Automated CVE Analysis: Harnessing Machine Learning In Designing Question-Answering Models For Cybersecurity Information Extraction
Journal:
arXiv
Published Date:
Dec 21, 2024
Abstract
The vast majority of cybersecurity information is unstructured text,
including critical data within databases such as CVE, NVD, CWE, CAPEC, and the
MITRE ATT&CK Framework. These databases are invaluable for analyzing attack
patterns and understanding attacker behaviors. Creating a knowledge graph by
integrating this information could unlock significant insights. However,
processing this large amount of data requires advanced deep-learning
techniques.
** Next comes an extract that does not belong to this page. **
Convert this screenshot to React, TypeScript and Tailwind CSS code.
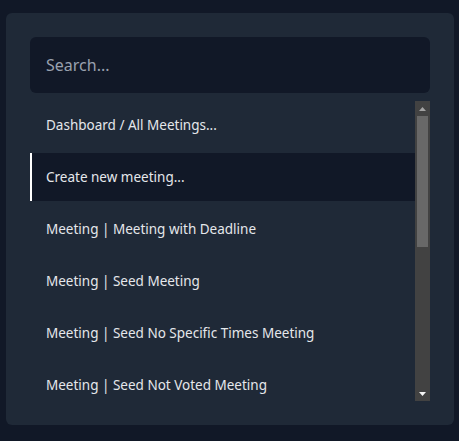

A crucial step towards building such a knowledge graph is
developing a robust mechanism for automating the extraction of answers to
specific questions from the unstructured text. Question Answering (QA) systems
play a pivotal role in this process by pinpointing and extracting precise
information, facilitating the mapping of relationships between various data
points. In the cybersecurity context, QA systems encounter unique challenges
due to the need to interpret and answer questions based on a wide array of
domain-specific information. To tackle these challenges, it is necessary to
develop a cybersecurity-specific dataset and train a machine learning model on
it, aimed at enhancing the understanding and retrieval of domain-specific
information. This paper presents a novel dataset and describes a machine
learning model trained on this dataset for the QA task. It also discusses the
model's performance and key findings in a manner that maintains a balance
between formality and accessibility.